For each values (h, u_SOL(c,h)), we have the corresponding one for e according to Eq. (B6). We can therefore plot the curves e_H(c,h) as below for different values of c. Finally, we get the critical values (λ_C, ω_C) by solving in h the equation $e=e_{\mathrm{H}}(c,h)$ for given parameters (e,c).

For the two limit values h₀(c) and π, we have u=0 and consequently $e_{\mathrm{H}}(c,h=\mathit{\pi }\text{or}{h}_{\mathrm{0}}(c\left)\right)=\left|\frac{\mathrm{1}-c^{\mathrm{2}}(\mathrm{1}-h\cot h)}{\mathrm{1}-\mathrm{3}{c}^{\mathrm{2}}(\mathrm{1}-h\cot h)}\right|$.

For h=π, we therefore have for all values of c, e_H (c,π) $=\mathrm{1}/\mathrm{3}$.

For h=h₀(c), we obtain the curve $e_{\mathrm{H}\mathrm{0}}\left(c\right)=e_{\mathrm{H}}(c,h_{\mathrm{0}}(c\left)\right)$ represented below. This curve has a cusp point at c_0R≃0.597436228, h₀(c_0R)≃2.24670472895 (e_H0(c_0R)=0). The value h₀(c) is meaningful only when e_H0(c)<1, we leads to $c>c_{\mathrm{0}S}\simeq \mathrm{0.389149334}$. We compute e_H0(1)≃0.3151957799.

Besides, between the two end-points h=h₀(c) and π, the curve e_H(c, h) has possibly up to two minima and one maximum. It seems difficult to determine analytically these extrema. A good strategy is to build a reasonable approximation (interpolation) for a given set of values for c, and to start from these starting points an optimisation routine which would therefore converge more rapidly. This gives the curves below (in blue and green, the minima of e_H(c, h): e_HMin1(c) and e_HMin2(c), and in orange the maximum e_HMax(c)).

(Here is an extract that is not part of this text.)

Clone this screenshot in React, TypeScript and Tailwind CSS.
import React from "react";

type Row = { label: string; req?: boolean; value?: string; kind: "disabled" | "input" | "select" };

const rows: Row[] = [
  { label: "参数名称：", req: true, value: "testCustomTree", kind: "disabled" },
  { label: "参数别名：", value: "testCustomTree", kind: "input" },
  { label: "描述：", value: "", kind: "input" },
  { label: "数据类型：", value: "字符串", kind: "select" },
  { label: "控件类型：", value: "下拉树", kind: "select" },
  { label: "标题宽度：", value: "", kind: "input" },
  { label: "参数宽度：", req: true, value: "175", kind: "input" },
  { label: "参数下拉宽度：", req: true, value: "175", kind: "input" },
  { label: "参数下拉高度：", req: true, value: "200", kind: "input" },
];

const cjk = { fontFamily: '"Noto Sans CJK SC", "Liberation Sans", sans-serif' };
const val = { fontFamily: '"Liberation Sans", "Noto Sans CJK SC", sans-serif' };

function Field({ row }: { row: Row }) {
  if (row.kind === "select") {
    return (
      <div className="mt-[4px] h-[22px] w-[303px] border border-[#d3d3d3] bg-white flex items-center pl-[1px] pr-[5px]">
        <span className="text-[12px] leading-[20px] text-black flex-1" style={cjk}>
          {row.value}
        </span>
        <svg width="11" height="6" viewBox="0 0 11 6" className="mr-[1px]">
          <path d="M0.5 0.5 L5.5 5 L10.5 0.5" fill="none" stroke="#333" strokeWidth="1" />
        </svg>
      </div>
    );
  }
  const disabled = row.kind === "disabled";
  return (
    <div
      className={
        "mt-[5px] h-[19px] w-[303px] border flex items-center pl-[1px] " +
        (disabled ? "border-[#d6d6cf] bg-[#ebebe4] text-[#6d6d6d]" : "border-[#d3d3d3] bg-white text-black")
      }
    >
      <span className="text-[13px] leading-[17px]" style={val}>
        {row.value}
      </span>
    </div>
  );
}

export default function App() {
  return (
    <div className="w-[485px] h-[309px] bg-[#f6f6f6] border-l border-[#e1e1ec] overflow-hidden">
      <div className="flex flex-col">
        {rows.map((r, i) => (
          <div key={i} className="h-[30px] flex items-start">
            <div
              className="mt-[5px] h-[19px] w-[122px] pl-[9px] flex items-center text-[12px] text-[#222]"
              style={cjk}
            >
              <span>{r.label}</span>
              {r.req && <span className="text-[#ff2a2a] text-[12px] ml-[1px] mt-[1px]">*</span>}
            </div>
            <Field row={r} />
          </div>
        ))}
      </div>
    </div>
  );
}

By combining the two panels of the above figure, we thus obtain Fig. B9 that classify all possible cases for the number of critical points in the different regions of the parameter space (c= cos ε,e), with 14 different regions and up to 4 critical values (λ_C, ω_C).